Reducing sequencing complexity in dynamical quantum error suppression by Walsh modulation

We study dynamical error suppression from the perspective of reducing sequencing complexity, with an eye toward facilitating the development of efficient semiautonomous quantum-coherent systems. To this end, we focus on digital sequences where all interpulse time periods are integer multiples of a minimum clock period and compatibility with digital classical control circuitry is intrinsic. We use so-called Walsh functions as a unifying mathematical framework; the Walsh functions are an orthonormal set of basis functions which may be associated directly with the control propagator for a digital modulation scheme.

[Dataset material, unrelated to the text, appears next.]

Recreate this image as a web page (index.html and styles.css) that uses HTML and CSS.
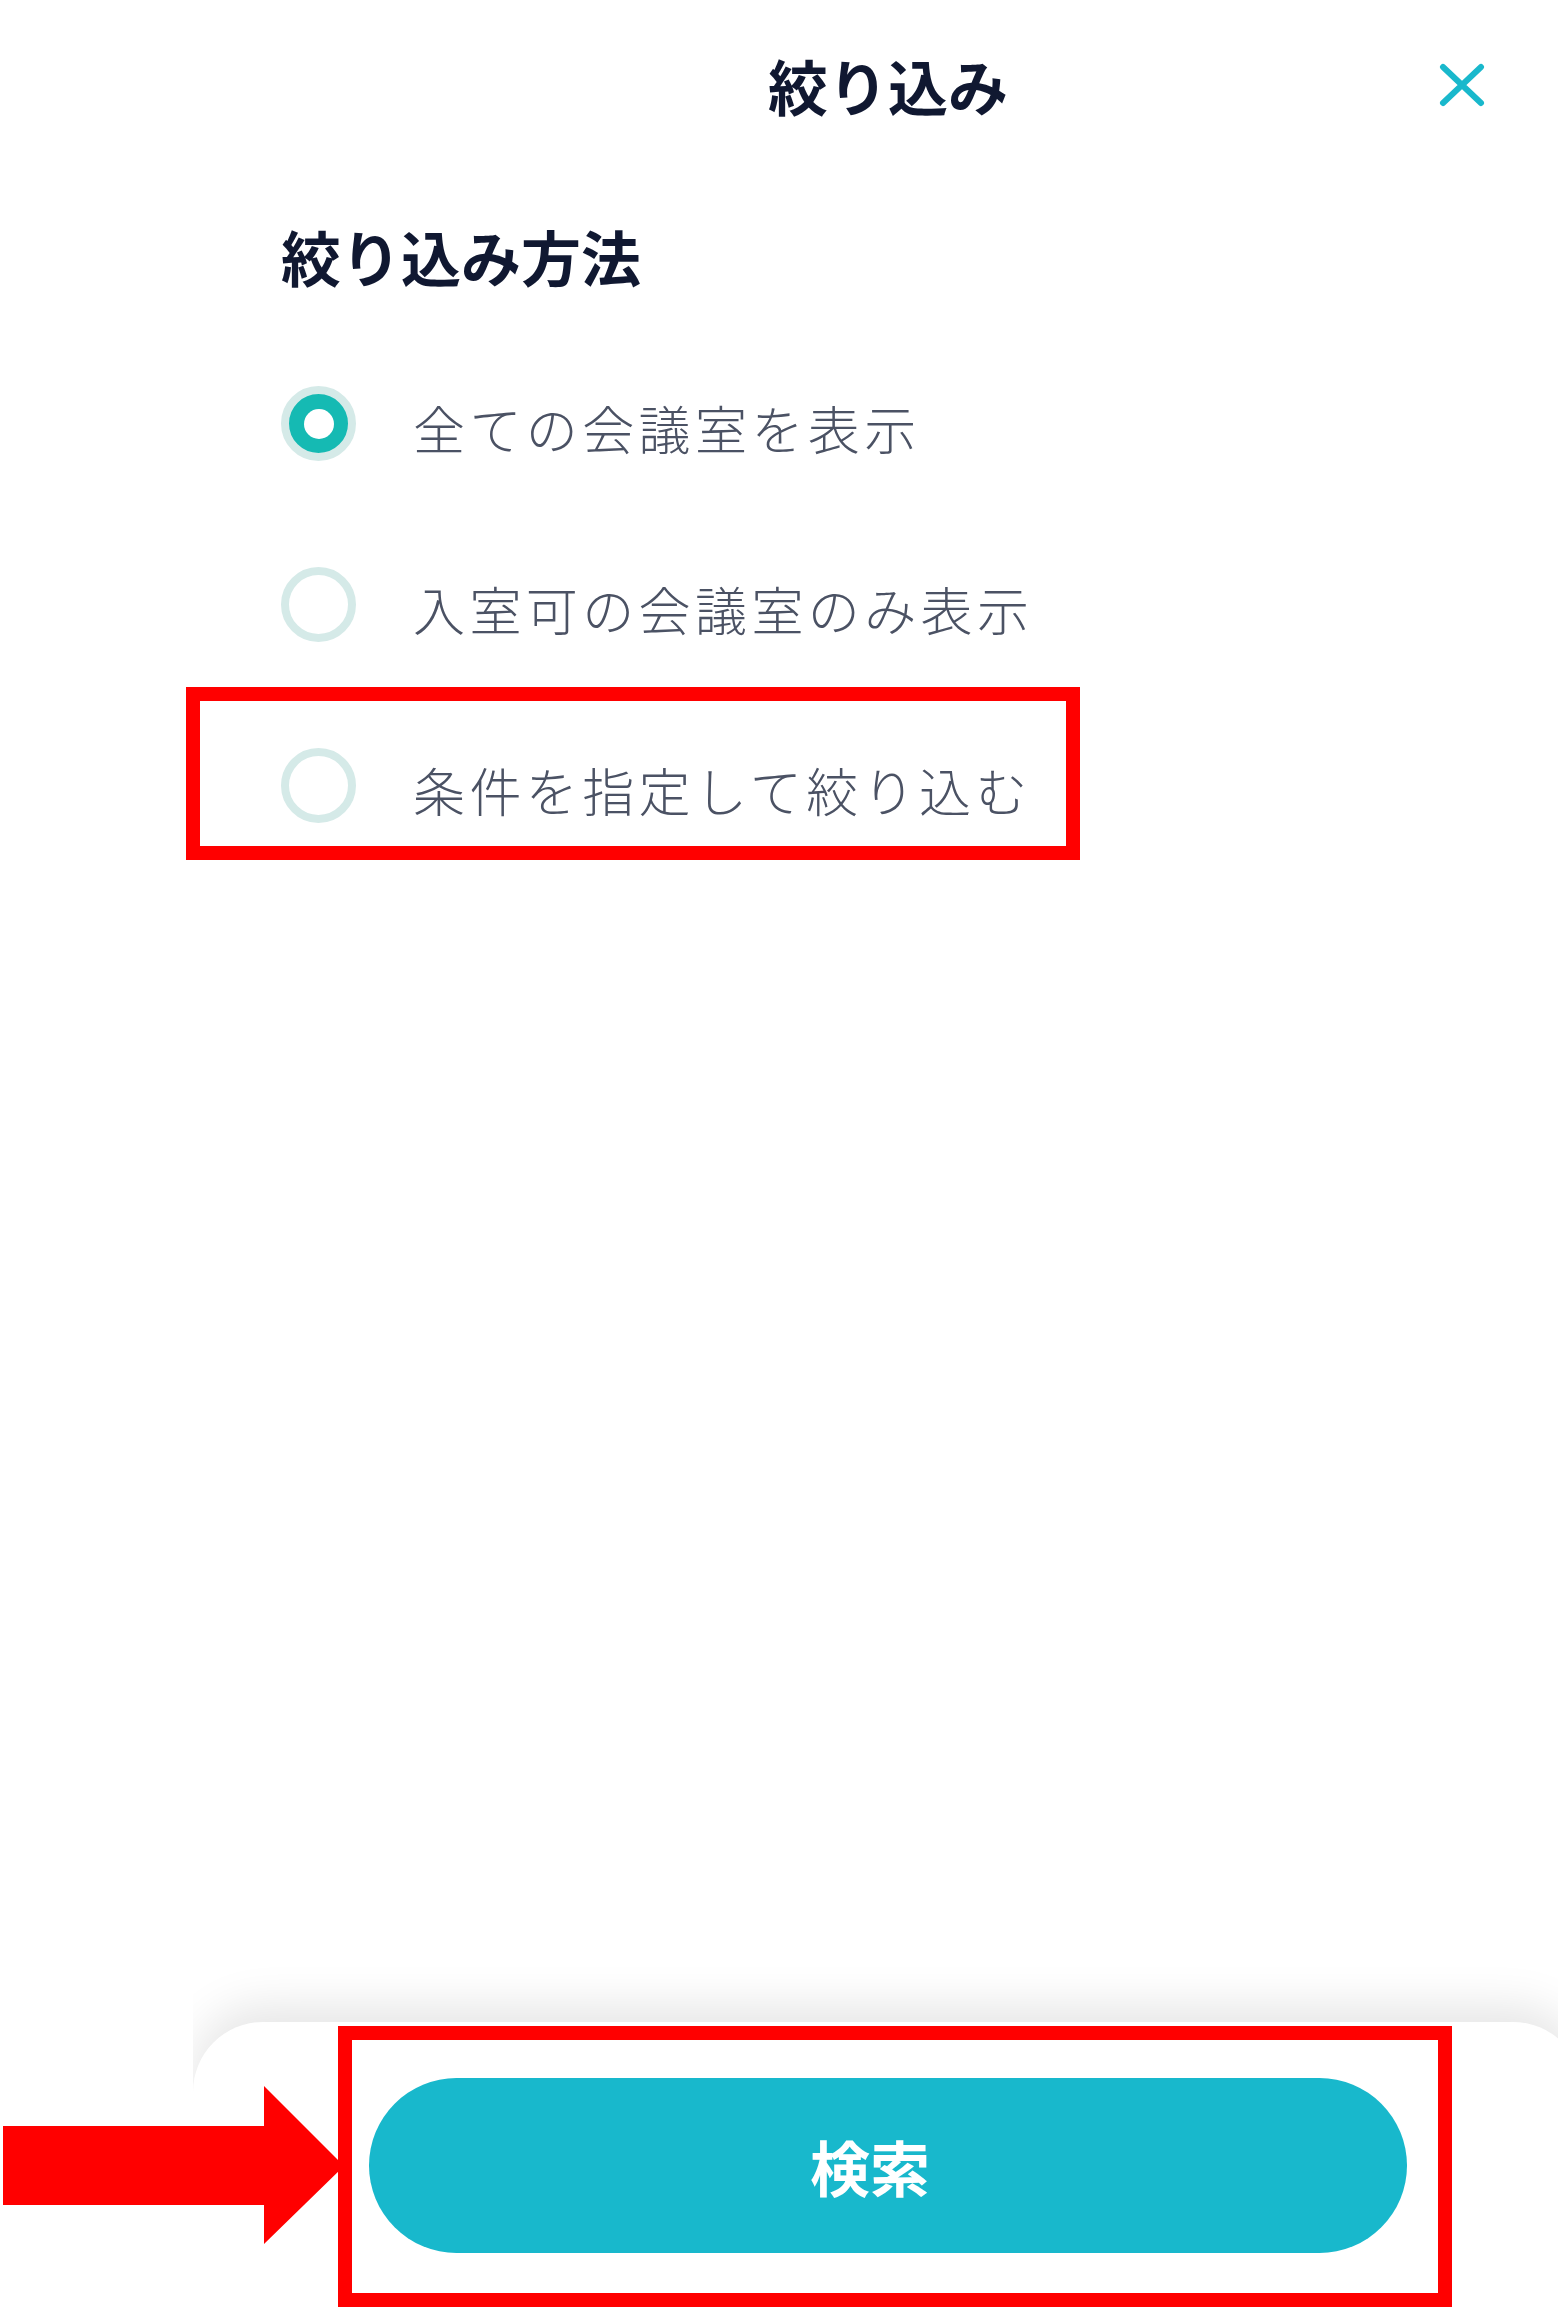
FILE: index.html
```html
<!DOCTYPE html>
<html lang="ja">

<head>
    <meta charset="UTF-8">
    <meta name="viewport" content="width=device-width, initial-scale=1.0">
    <title>絞り込み</title>
    <link rel="stylesheet" href="styles.css">
</head>

<body>
    <div class="screen">
        <div class="header">
            <span></span>
            <h1 class="title">絞り込み</h1>
            <button class="close" type="button">
                <svg width="48" height="44" viewBox="0 0 48 44">
                    <path d="M5 4 L43 40 M43 4 L5 40" stroke="#19b8cc" stroke-width="6" stroke-linecap="round" fill="none" />
                </svg>
            </button>
        </div>

        <div class="content">
            <h2 class="section-title">絞り込み方法</h2>
            <ul class="options">
                <li class="option">
                    <span class="radio checked"></span>
                    <span class="label">全ての会議室を表示</span>
                </li>
                <li class="option">
                    <span class="radio"></span>
                    <span class="label">入室可の会議室のみ表示</span>
                </li>
                <li class="option">
                    <span class="radio"></span>
                    <span class="label">条件を指定して絞り込む</span>
                </li>
            </ul>
        </div>

        <div class="footer">
            <button class="search" type="button">検索</button>
        </div>
    </div>

    <div class="marks">
        <div class="mark mark-option"></div>
        <div class="mark mark-search"></div>
        <svg class="arrow" width="350" height="160" viewBox="0 0 350 160">
            <polygon points="0,40 261,40 261,0 341,80 261,158 261,119 0,119" fill="#ff0000" />
        </svg>
    </div>
</body>

</html>
```

FILE: styles.css
```css
html,
body {
    margin: 0;
    padding: 0;
    overflow: hidden;
    background-color: #fff;
}

body {
    position: relative;
    font-family: "Noto Sans CJK JP", "Noto Sans", sans-serif;
}

ul {
    margin: 0;
    padding: 0;
    list-style: none;
}

.screen {
    display: flex;
    flex-direction: column;
    margin-left: 193px;
    width: 1390px;
    height: 2310px;
    overflow: hidden;
}

.header {
    display: grid;
    grid-template-columns: 1fr auto 1fr;
    align-items: center;
    height: 170px;
    padding: 0 97px;
}

.title {
    margin: 0;
    font-size: 60px;
    line-height: 60px;
    font-weight: 700;
    color: #101831;
}

.close {
    justify-self: end;
    display: flex;
    padding: 0;
    border: 0;
    background: none;
}

.content {
    padding-left: 88px;
}

.section-title {
    margin: 56px 0 0;
    font-size: 60px;
    line-height: 60px;
    font-weight: 700;
    color: #101831;
}

.options {
    margin-top: 47px;
}

.option {
    display: flex;
    align-items: center;
    height: 181px;
}

.radio {
    display: flex;
    align-items: center;
    justify-content: center;
    box-sizing: border-box;
    width: 75px;
    height: 75px;
    border: 8px solid #d5eae8;
    border-radius: 50%;
    background-color: #fff;
}

.radio.checked {
    background-color: #15bab3;
}

.radio.checked::after {
    content: "";
    width: 30px;
    height: 30px;
    border-radius: 50%;
    background-color: #fff;
}

.label {
    margin-left: 57px;
    padding-top: 8px;
    font-size: 52px;
    line-height: 60px;
    font-weight: 300;
    letter-spacing: 4.4px;
    color: #4b5264;
}

.footer {
    margin-top: auto;
    height: 288px;
    box-sizing: border-box;
    padding: 56px 176px 0;
    border-radius: 70px 70px 0 0;
    background-color: #fff;
    box-shadow: 0 -16px 46px rgba(0, 0, 0, 0.1);
}

.search {
    display: block;
    width: 100%;
    height: 175px;
    padding: 0 36px 0 0;
    border: 0;
    border-radius: 88px;
    background-color: #18b8cc;
    font-family: "Noto Sans CJK JP", "Noto Sans", sans-serif;
    font-size: 60px;
    font-weight: 700;
    color: #fff;
}

/* annotation marks drawn over the screenshot */
.marks {
    position: absolute;
    top: 0;
    left: 0;
    width: 1558px;
    height: 2310px;
    pointer-events: none;
}

.mark {
    position: absolute;
    box-sizing: border-box;
    border: 14px solid #ff0000;
}

.mark-option {
    left: 186px;
    top: 687px;
    width: 894px;
    height: 173px;
}

.mark-search {
    left: 338px;
    top: 2026px;
    width: 1114px;
    height: 281px;
}

.arrow {
    position: absolute;
    left: 3px;
    top: 2086px;
}
```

Using this insight, we characterize the suite of resulting Walsh dynamical decoupling sequences—including both familiar and novel control sequences—and identify the number of periodic square-wave (Rademacher) functions required to generate the associated Walsh function as the key determinant of the error-suppressing features. We also show how Walsh modulation may be employed for the protection of certain nontrivial logic gates. Based on these insights, we identify Walsh modulation as a digital-efficient approach for physical-layer error suppression.

Figure 1

Walsh functions listed by Paley ordering. (a) The first 32 Walsh functions. (b) The normalized pulse locations ${\delta }_j$ corresponding to the digital transition points of Walsh functions. Sequences ${\text{WDD}}_{2^r-1}$ are highlighted in both panels (thick lines, left; open symbols, right).

Figure 2

Error suppression properties of WDD sequences. (a) Filter functions calculated for sequences derived from $W_{2^r-1}(t/\tau )$ and corresponding to CDD${}_r$ (WDD1 at top to WDD31 at bottom), with fixed total sequence duration $\tau$. The horizontal axis corresponds to angular frequency in units of $1/\tau$. For increasing values of $r$ (top to bottom), the number of fundamental Rademacher functions that are needed to produce the sequence increases, and the order of error suppression, demonstrated graphically by the low-frequency roll-off of the filter function, increases by 6 dB/octave. Dashed lines correspond to the UDD sequence providing the same order of error suppression. (b) Filter functions for all WDD sequences with $n<32$ and $r=4$. UDD4 is represented by a dashed line, and WDD15 by a solid line. Dashed lines correspond, left to right, to WDD23, WDD27, WDD29, and WDD30. (c) Decoupling error as a function of time in units of the inverse cutoff frequency, $1/{\omega }_c$ in $S_{\beta }\left(\omega \right)\propto \alpha {\omega }^{-2}\exp [-{(\omega /{\omega }_c)}^2]$. Here, $\alpha =5\times {10}^{16}$, and frequency ranges are set as in Ref. [58]. Sequences are the same as in (a) and increase in $n$ from left to right.

Figure 3

Noise suppression at fixed frequency. (a) Filter function as a function of frequency $\omega /2\pi$ in units of $1/\tau$ on a semilog scale for various WDD sequences, resulting in a notch at frequency $\delta$ where noise is suppressed. The notch bandwidth increases with sequency and the order of error suppression about $\delta$ increases with $r$. Inset: The same filter functions plotted on a linear scale. (b) Filter function normalized by ${\omega }^2$ for WDD15 and WDD31. The solid thick line (bottom trace) shows WDD15 at $\delta /2\pi =2^5$, where the horizontal axis represents detuning from $\delta$. Here the order of error suppression as a function of detuning has increased by one order and is comparable to that for WDD31 near zero frequency. See text for details.